Zugleich erwies sich das „Pädagog“ in der Zeit Büchners auch als Kaderschmiede für radikale politische Oppositionelle. Seinem Vetter Edouard Reuss schrieb Büchner am 31. August 1833, also kurz vor Beginn seines ersten Semesters an der Universität Gießen: „Von Gießen verspreche ich mir wenig, meine Freunde sind flüchtig oder im Gefängniß.“ 31. August 1833. An Edouard Reuss in Straßburg Frankfurter Wachensturm Tatsächlich standen zu diesem Zeitpunkt folgende mit Büchner befreundete Darmstädter Abiturienten unter dem Verdacht, sich am 3. April 1833 am Putschversuch des „Frankfurter Wachensturm“, beteiligt zu haben (in eckigen Klammern Jahr des Abgangs vom Pädagog):

Georg Gladbach [1828], Adolf Heumann [1828], August Gros aus Steinheim [1829], Christian Kriegk [1829], Johann Friedrich Walloth [1829], Carl Stamm [1830], Hermann Wiener [1830], Hermann Dittmar [1830], Hermann Trapp [1831] und Alexander Winther [1831]. Hinzu kamen die älteren Absolventen des Pädagogs Ernst Schüler (1807–1881) [1827] und Ludwig Bogen (1809–1886) [1827] sowie der Darmstädter Ludwig Rosenstiel (1806–1863), der allerdings das Pädagog nicht besucht hatte.
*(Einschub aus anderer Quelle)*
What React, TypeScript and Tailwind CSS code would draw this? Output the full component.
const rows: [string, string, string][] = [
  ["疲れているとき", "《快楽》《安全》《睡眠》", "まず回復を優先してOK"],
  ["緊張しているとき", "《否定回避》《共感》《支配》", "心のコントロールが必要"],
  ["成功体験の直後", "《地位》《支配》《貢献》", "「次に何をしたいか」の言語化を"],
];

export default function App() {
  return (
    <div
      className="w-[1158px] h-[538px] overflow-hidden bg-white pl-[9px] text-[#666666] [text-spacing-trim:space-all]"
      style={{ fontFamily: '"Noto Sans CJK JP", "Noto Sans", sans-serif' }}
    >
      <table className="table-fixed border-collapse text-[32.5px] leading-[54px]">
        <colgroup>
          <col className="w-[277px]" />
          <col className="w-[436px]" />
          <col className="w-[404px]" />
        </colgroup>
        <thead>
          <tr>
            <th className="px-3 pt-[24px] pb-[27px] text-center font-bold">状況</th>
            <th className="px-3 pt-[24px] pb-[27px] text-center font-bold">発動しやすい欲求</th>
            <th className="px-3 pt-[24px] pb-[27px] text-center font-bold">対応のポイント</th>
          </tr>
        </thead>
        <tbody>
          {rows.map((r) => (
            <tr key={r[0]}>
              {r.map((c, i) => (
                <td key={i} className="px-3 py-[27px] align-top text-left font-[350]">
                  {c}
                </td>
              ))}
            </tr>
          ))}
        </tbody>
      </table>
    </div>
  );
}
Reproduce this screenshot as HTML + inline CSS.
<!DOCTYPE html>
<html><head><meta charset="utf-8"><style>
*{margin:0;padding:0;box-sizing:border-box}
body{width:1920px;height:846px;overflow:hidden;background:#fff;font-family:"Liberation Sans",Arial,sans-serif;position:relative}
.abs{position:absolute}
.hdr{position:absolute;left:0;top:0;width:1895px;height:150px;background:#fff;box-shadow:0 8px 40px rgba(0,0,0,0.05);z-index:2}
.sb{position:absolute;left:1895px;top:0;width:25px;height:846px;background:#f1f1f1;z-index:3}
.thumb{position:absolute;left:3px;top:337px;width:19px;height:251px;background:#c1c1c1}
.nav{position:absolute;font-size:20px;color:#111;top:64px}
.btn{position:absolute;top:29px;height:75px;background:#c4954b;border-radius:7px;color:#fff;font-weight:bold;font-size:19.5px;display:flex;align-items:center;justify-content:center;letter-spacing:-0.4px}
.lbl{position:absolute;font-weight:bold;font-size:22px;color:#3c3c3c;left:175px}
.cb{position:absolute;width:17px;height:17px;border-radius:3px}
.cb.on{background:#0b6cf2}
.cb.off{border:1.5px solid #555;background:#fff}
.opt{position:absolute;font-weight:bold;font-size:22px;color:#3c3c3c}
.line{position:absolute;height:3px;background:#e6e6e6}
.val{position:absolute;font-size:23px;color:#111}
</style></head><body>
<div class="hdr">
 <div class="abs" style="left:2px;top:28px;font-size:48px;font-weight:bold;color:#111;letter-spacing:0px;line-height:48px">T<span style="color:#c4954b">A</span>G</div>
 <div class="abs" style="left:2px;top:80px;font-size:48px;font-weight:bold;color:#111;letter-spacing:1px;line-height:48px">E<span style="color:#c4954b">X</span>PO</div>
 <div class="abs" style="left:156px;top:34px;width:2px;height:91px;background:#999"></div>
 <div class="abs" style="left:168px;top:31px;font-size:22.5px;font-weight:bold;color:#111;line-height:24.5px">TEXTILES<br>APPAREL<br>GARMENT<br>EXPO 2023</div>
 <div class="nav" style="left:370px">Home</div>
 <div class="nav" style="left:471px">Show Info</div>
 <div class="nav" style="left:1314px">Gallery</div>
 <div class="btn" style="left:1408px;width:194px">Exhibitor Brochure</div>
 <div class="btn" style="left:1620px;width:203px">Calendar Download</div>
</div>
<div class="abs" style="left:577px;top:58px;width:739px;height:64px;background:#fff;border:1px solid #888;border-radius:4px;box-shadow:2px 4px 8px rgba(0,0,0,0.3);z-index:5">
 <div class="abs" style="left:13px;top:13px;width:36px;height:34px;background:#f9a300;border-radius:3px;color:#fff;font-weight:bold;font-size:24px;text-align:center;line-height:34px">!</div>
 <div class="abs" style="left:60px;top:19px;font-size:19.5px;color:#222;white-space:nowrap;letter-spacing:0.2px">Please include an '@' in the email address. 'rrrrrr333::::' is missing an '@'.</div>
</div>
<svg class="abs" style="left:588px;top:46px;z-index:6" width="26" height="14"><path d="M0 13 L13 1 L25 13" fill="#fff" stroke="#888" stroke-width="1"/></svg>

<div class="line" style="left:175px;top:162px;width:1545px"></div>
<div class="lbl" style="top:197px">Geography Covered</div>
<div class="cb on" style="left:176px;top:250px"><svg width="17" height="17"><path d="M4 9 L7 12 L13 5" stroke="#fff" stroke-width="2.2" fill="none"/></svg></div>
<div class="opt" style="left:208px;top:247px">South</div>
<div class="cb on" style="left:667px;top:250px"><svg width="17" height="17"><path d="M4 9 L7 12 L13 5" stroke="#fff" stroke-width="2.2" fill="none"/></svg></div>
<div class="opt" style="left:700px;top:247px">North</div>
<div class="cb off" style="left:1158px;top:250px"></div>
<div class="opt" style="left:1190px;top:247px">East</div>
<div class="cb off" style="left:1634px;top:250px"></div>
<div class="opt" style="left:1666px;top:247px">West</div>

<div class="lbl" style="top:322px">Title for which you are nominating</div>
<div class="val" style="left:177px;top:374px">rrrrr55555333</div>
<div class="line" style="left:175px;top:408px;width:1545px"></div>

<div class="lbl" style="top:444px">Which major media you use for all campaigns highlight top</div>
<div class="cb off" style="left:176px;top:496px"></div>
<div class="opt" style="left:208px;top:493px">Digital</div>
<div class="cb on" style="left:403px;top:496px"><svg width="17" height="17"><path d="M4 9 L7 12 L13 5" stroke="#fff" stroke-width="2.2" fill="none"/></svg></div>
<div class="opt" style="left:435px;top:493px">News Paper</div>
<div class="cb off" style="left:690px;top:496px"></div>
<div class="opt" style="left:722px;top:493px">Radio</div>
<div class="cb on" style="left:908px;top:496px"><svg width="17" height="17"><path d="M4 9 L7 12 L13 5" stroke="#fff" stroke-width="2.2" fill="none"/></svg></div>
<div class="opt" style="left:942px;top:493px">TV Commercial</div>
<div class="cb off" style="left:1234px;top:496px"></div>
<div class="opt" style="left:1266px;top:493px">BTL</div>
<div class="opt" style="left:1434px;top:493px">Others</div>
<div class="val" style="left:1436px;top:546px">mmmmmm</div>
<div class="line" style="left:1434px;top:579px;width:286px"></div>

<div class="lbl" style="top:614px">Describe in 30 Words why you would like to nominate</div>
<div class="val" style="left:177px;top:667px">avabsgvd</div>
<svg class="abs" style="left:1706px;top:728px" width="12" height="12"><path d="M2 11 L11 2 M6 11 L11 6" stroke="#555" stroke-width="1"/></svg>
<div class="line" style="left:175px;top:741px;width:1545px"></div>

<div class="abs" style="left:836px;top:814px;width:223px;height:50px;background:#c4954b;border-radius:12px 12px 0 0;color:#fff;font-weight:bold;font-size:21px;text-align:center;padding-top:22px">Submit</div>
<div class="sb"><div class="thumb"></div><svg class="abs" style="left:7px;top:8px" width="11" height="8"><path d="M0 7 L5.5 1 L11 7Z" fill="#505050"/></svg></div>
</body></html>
2. Lehrinhalte und Lehrerkollegium

Die Politisierung der Darmstädter Gymnasiasten spiegelte in konzentrierter Form die der städtischen Intelligenz im allgemeinen. In sehr viel gemäßigterer Form erfasste sie auch Teile des Lehrerkollegiums. Sie trug während der Befreiungskriege (1813–1815) antifranzösisch-nationalistische, nach dem Wiener Kongress (1814/15) burschenschaftlich-antirestaurative Züge. Die mit den Karlsbader Beschlüssen von 1819 einsetzende geheimpolizeiliche Überwachung jeglicher oppositioneller Regung führte einen Zustand scheinbarer Ruhe herbei, den die Revolution vom Juli 1830 jäh beendete. Zur Politisierung trug der Schulstoff mit seiner Orientierung an den Heroen der spartanischen und römischen Geschichte einerseits, an denen der germanischen und deutschen Vergangenheit andererseits bei. (Zur politischen Ausrichtung des „Pädagogs“ vgl. Marburger Büchner Ausgabe Bd. II.1, S. 59–67.)
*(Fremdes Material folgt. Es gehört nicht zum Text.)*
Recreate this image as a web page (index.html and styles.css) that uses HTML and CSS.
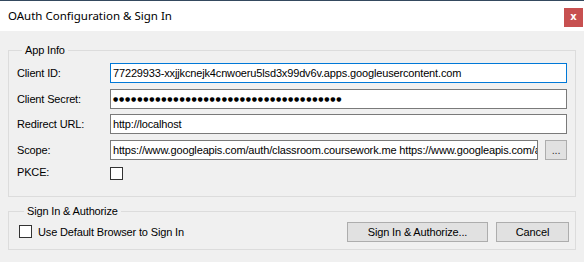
FILE: index.html
```html
<!DOCTYPE html>
<html>
<head>
<meta charset="utf-8">
<link rel="stylesheet" href="styles.css">
</head>
<body>
<div class="window">
  <div class="titlebar">
    <span class="title">OAuth Configuration &amp; Sign In</span>
    <span class="close">x</span>
  </div>
  <div class="content">
    <fieldset class="group group-app">
      <legend>App Info</legend>
      <div class="form">
        <label class="lbl">Client ID:</label>
        <div class="field focused">77229933-xxjjkcnejk4cnwoeru5lsd3x99dv6v.apps.googleusercontent.com</div>
        <label class="lbl">Client Secret:</label>
        <div class="field dots">●●●●●●●●●●●●●●●●●●●●●●●●●●●●●●●●●●●●●●</div>
        <label class="lbl">Redirect URL:</label>
        <div class="field">http://localhost</div>
        <label class="lbl">Scope:</label>
        <div class="scope-row">
          <div class="field scope">https://www.googleapis.com/auth/classroom.coursework.me https://www.googleapis.com/auth/classroom.rosters</div>
          <div class="btn small">...</div>
        </div>
        <label class="lbl">PKCE:</label>
        <div class="check-cell"><span class="checkbox"></span></div>
      </div>
    </fieldset>
    <fieldset class="group group-sign">
      <legend>Sign In &amp; Authorize</legend>
      <div class="sign-row">
        <div class="browser-opt"><span class="checkbox"></span><span>Use Default Browser to Sign In</span></div>
        <div class="buttons">
          <div class="btn sign">Sign In &amp; Authorize...</div>
          <div class="btn cancel">Cancel</div>
        </div>
      </div>
    </fieldset>
  </div>
</div>
</body>
</html>
```

FILE: styles.css
```css
html, body {
  margin: 0;
  padding: 0;
  background: #f0f0f0;
}
.window {
  width: 584px;
  height: 262px;
  background: #f0f0f0;
  font-family: "Liberation Sans", Arial, sans-serif;
  font-size: 11px;
  letter-spacing: -0.15px;
  color: #000;
  overflow: hidden;
}
.titlebar {
  height: 30px;
  border-top: 1px solid #34495e;
  background: #fff;
  display: flex;
  align-items: flex-start;
  justify-content: space-between;
}
.title {
  font-family: "Noto Sans", "Open Sans", sans-serif;
  font-size: 11.5px;
  letter-spacing: 0;
  line-height: 16px;
  margin: 7px 0 0 8px;
}
.close {
  width: 19px;
  height: 19px;
  margin: 7px 1px 0 0;
  background: #c75050;
  color: #fff;
  font-family: "DejaVu Sans", sans-serif;
  font-weight: bold;
  font-size: 10px;
  letter-spacing: 0;
  line-height: 18px;
  text-align: center;
}
.content {
  padding: 13px 8px 0 8px;
}
.group {
  margin: 0;
  padding: 0;
  border: 1px solid #dcdcdc;
  min-width: 0;
}
.group legend {
  margin-left: 5px;
  padding: 0 3px;
  line-height: 13px;
  font-size: 11px;
}
.group-app {
  padding: 6px 8px 17px 8px;
}
.form {
  display: grid;
  grid-template-columns: 93px minmax(0, 1fr);
  grid-template-rows: 20px 20px 20px 20px 13px;
  row-gap: 5.7px;
  align-items: center;
}
.form .check-cell {
  margin-top: 1.5px;
}
.lbl {
  white-space: nowrap;
}
.field {
  height: 20px;
  min-width: 0;
  box-sizing: border-box;
  border: 1px solid #7a7a7a;
  background: #fff;
  padding: 0 2px;
  line-height: 18px;
  white-space: nowrap;
  overflow: hidden;
}
.field.focused {
  border-color: #0078d7;
}
.dots {
  font-family: "DejaVu Sans", sans-serif;
  font-size: 6px;
  letter-spacing: 0.8px;
  line-height: 18px;
}
.scope-row {
  display: flex;
  gap: 7px;
  min-width: 0;
}
.scope-row .scope {
  flex: 1;
  min-width: 0;
}
.btn {
  box-sizing: border-box;
  height: 20px;
  background: #e1e1e1;
  border: 1px solid #adadad;
  text-align: center;
  line-height: 18px;
  white-space: nowrap;
}
.btn.small {
  width: 22px;
  flex: none;
  color: #333;
}
.check-cell {
  display: flex;
}
.checkbox {
  display: inline-block;
  flex: none;
  width: 13px;
  height: 13px;
  box-sizing: border-box;
  border: 1px solid #333;
  background: #fff;
}
.group-sign {
  margin-top: 8px;
  padding: 4px 6px 7px 10px;
}
.sign-row {
  display: flex;
  align-items: center;
  justify-content: space-between;
}
.browser-opt {
  display: flex;
  align-items: center;
  gap: 6px;
}
.buttons {
  display: flex;
  gap: 8px;
}
.btn.sign {
  width: 141px;
}
.btn.cancel {
  width: 73px;
}
```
Potentiell kritische Fächer waren dementsprechend außer Deutsch und Geschichte auch die Sprachen Griechisch und Latein, die etwa vierzig Prozent des gesamten Stundenvolumens in Anspruch nahmen. Die Schwerpunkte lagen hier bei Cicero und Seneca, Livius und Tacitus. Erzählungen von dem Heroismus, den vor allem die Römer zunächst bei der Errichtung und Ausbreitung, dann bei den Kämpfen um den Erhalt der Republik bewiesen hätten, spielten eine wichtige Rolle. Zu den Wirkungen des Unterrichts gehörten, wie die selbständigen Schülerschriften Büchners zeigen, Vorstellungen von der Überlegenheit der heroischen Antike über die heroismusfeindliche Moderne Schülerschriften und eine Infragestellung der christlichen Ethik durch die Lehrsätze der stoischen Philosophie Schülerschriften. Der Deutschunterricht und Teile des nachantiken Geschichtsunterrichts waren dagegen vom Programm der deutschen politischen Romantik geprägt. Als ästhetisch vorbildlich galten hier Volks- und Heldenlieder, als politisch vorbildlich Tugenden wie Treue, Freiheitssinn oder Kampfesmut, wie sie die „Deutschen“ im Widerstand gegen römische und andere Unterdrücker bewiesen hätten. Diese Werte ließen sich im Sinne der Formel „für Fürst und Vaterland“ konstitutionalistisch, also als Bestätigung der bestehenden deutschen Kleinstaaten, auslegen. Büchner verstand sie als Zeugnisse einer oppositionell-republikanischen Gesinnung.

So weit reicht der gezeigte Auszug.